So you want to learn Japanese (Part 1)

Many of the people that I talk to about learning Japanese are in the earliest steps of the process. Unfortunately, most of them have some interesting notions for what is required in order to learn Japanese, and clearing up some of those excuses misconceptions will help the people that really want to learn. This was originally going to be a single post, but it's turned into a series. This is the first post in the series and covers the issue of...

I really want to learn Japanese, but I can't find a class to take!


I would honestly be more surprised if there were classes available near you. You really don't need a teacher or a class of other students, in fact, I'd say they are more of a burden in the early steps. There are plenty of textbooks and free resources online (such as this site) that can help you get started. Once you have a foothold in the language, immersion becomes your teacher. If you read a sentence and understand it, then you pass. If you can't read it, then you study a bit for the “make-up test” and try again.

Language classes are only ever a supplement to your individual study – a language course will NEVER make you fluent. The people that you may know who have taken language classes and become fluent put in a lot of time outside of the classroom and their assigned work to get there. Learning a language requires an independent effort, so I find it's best to focus on that aspect over class-oriented content.

If those manga were in Japanese, this would count as individual study.

For a personal example, I began learning Japanese entirely on my own at home. I didn't know anyone who had any connection to Japanese, but online resources and tools (mostly free) helped me get started. A year and a half later I began taking classes in Japanese, only to discover that my independent studies had accelerated me far beyond the scope of the class lessons (I skipped the first three semesters). The classes gave me a place to practice speaking and learn some of the finer points of grammar, but my focus never strayed from my individual study plans.

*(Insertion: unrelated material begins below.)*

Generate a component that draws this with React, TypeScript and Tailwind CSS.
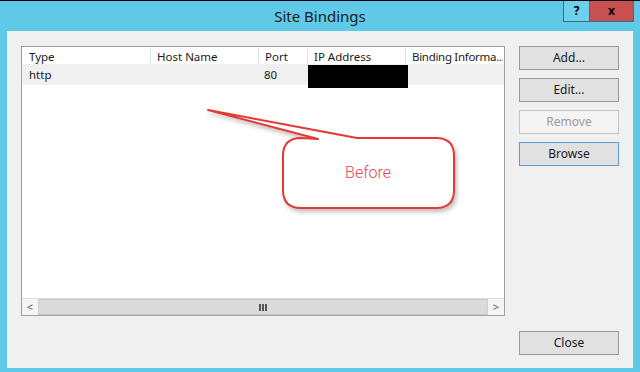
import React from "react";

const ui = { fontFamily: '"Noto Sans", "Segoe UI", sans-serif' };

function DlgButton({ label, kind = "normal" }: { label: string; kind?: "normal" | "disabled" | "focus" }) {
  const base = "w-[100px] h-[24px] flex items-center justify-center text-[12px] border";
  if (kind === "disabled") {
    return <div className={`${base} bg-[#f4f4f4] border-[#c4c4c4] text-[#9a9a9a]`}>{label}</div>;
  }
  if (kind === "focus") {
    return <div className={`${base} bg-[#e1e1e1] border-[#5b9bd5] text-[#1a1a1a]`}>{label}</div>;
  }
  return <div className={`${base} bg-[#e1e1e1] border-[#9a9a9a] text-[#1a1a1a]`}>{label}</div>;
}

function Callout() {
  // annotation drawn over the list view
  return (
    <svg className="absolute left-0 top-0 pointer-events-none" width="626" height="337" viewBox="0 0 626 337">
      <defs>
        <filter id="sh" x="-10%" y="-10%" width="130%" height="140%">
          <feDropShadow dx="2" dy="3" stdDeviation="2" floodColor="#000" floodOpacity="0.25" />
        </filter>
      </defs>
      <path
        d="M350 107 L429 107 Q447 107 447 125 L447 159 Q447 177 429 177 L294 177 Q276 177 276 159 L276 125 Q276 107 294 107 L311 108 L201 79 Z"
        fill="#fff"
        stroke="#e53935"
        strokeWidth="2"
        strokeLinejoin="round"
        filter="url(#sh)"
      />
      <text x="361" y="147" textAnchor="middle" fontFamily="Roboto, sans-serif" fontWeight="300" fontSize="16" fill="#e8464a">
        Before
      </text>
    </svg>
  );
}

export default function App() {
  return (
    <div className="w-[640px] h-[372px] bg-[#5fc9e7] border-t border-black flex flex-col overflow-hidden" style={ui}>
      <div className="h-[30px] flex relative">
        <div className="flex-1 flex items-center justify-center text-[15px] text-[#1a1a1a] pt-[1px]">Site Bindings</div>
        <div className="absolute right-[6px] top-0 flex">
          <div className="w-[27px] h-[21px] border border-[#3b6f80] border-t-0 bg-[#6fd0ec] flex items-center justify-center text-[12px] font-bold text-black">
            ?
          </div>
          <div className="w-[44px] h-[21px] border border-[#3b6f80] border-t-0 border-l-0 bg-[#c75050] flex items-center justify-center text-[12px] font-bold text-black">
            x
          </div>
        </div>
      </div>
      <div className="mx-[7px] mb-[4px] flex-1 bg-[#f0f0f0] relative flex pt-[15px] pl-[14px] gap-[14px]">
        <div className="w-[484px] h-[270px] border border-[#a0a0a0] bg-white flex flex-col text-[11.5px] text-[#1a1a1a]">
          <div className="h-[18px] flex items-center pt-[2px] border-b border-[#f0f0f0]">
            <div className="w-[128px] pl-[7px]">Type</div>
            <div className="w-[108px] pl-[6px] border-l border-[#e3e3e3]">Host Name</div>
            <div className="w-[49px] pl-[6px] border-l border-[#e3e3e3]">Port</div>
            <div className="w-[98px] pl-[6px] border-l border-[#e3e3e3]">IP Address</div>
            <div className="w-[98px] pl-[6px] border-l border-[#e3e3e3] whitespace-nowrap overflow-hidden tracking-[-0.3px]">
              Binding Informa...
            </div>
          </div>
          <div className="h-[20px] flex items-start bg-[#f0f0f0]">
            <div className="w-[128px] pl-[7px] leading-[20px]">http</div>
            <div className="w-[108px]" />
            <div className="w-[49px] pl-[6px] leading-[20px]">80</div>
            <div className="w-[98px] pl-[1px]">
              <div className="w-[100px] h-[23px] bg-black" />
            </div>
          </div>
          <div className="flex-1" />
          <div className="h-[17px] flex border-t border-[#dcdcdc]">
            <div className="w-[17px] bg-[#f4f4f4] border-r border-[#d0d0d0] flex items-center justify-center text-[11px] text-[#606060]">
              &lt;
            </div>
            <div className="flex-1 bg-[#dadada] border-y border-[#c6c6c6] flex items-center justify-center">
              <div className="flex gap-[1px] h-[7px]">
                <div className="w-[2px] bg-[#555]" />
                <div className="w-[2px] bg-[#555]" />
                <div className="w-[2px] bg-[#555]" />
              </div>
            </div>
            <div className="w-[17px] bg-[#f4f4f4] border-l border-[#d0d0d0] flex items-center justify-center text-[11px] text-[#606060]">
              &gt;
            </div>
          </div>
        </div>
        <div className="flex flex-col">
          <div className="flex flex-col gap-[8px]">
            <DlgButton label="Add..." />
            <DlgButton label="Edit..." />
            <DlgButton label="Remove" kind="disabled" />
            <DlgButton label="Browse" kind="focus" />
          </div>
          <div className="mt-auto mb-[13px]">
            <DlgButton label="Close" />
          </div>
        </div>
        <Callout />
      </div>
    </div>
  );
}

During my time in these classes (I took 3-4 semesters of Japanese courses) I witnessed the huge gap in ability between students who only did assigned work and those who developed their own individual study routines. The ones who I often saw with additional (unassigned) textbooks or with raw Japanese media would show up semester after semester, often knowing the content covered in class before it had been introduced.

"Yes, I studied Japanese with the 'Sailor Moon' text series. "

Meanwhile, the students that only did the assigned work often struggled with older material and had even greater difficulty with new material. What makes it worse is that many of these people were majoring in Japanese and wanted careers using the language, but they had the belief that language classes alone would be enough to get them to fluency. Their knowledge of Japanese began and ended with canned phrases from textbooks and speaking exercises.

Don't talk like a robot: learn real Japanese!

While language classes are a great way to get practice with the language, they will only ever be a small part of your studies in the language. In fact, the first semesters of a Japanese class are required by necessity to focus largely on learning the kana and kanji. The huge downside to this is that kana and kanji cannot be taught, they have to be memorized – and language classes almost always employ brute-force memorization to get the job done. You can learn all of the kana and all of the basic-use kanji (over 2000 kanji!) in three months of individual study, but it would take years to do the same thing in a classroom.

All of this sums up to a single point – do not use the excuse of not having access to a Japanese class as your reason for not learning Japanese. You can learn so much on your own, and the internet makes finding the tools and media you need so very easy.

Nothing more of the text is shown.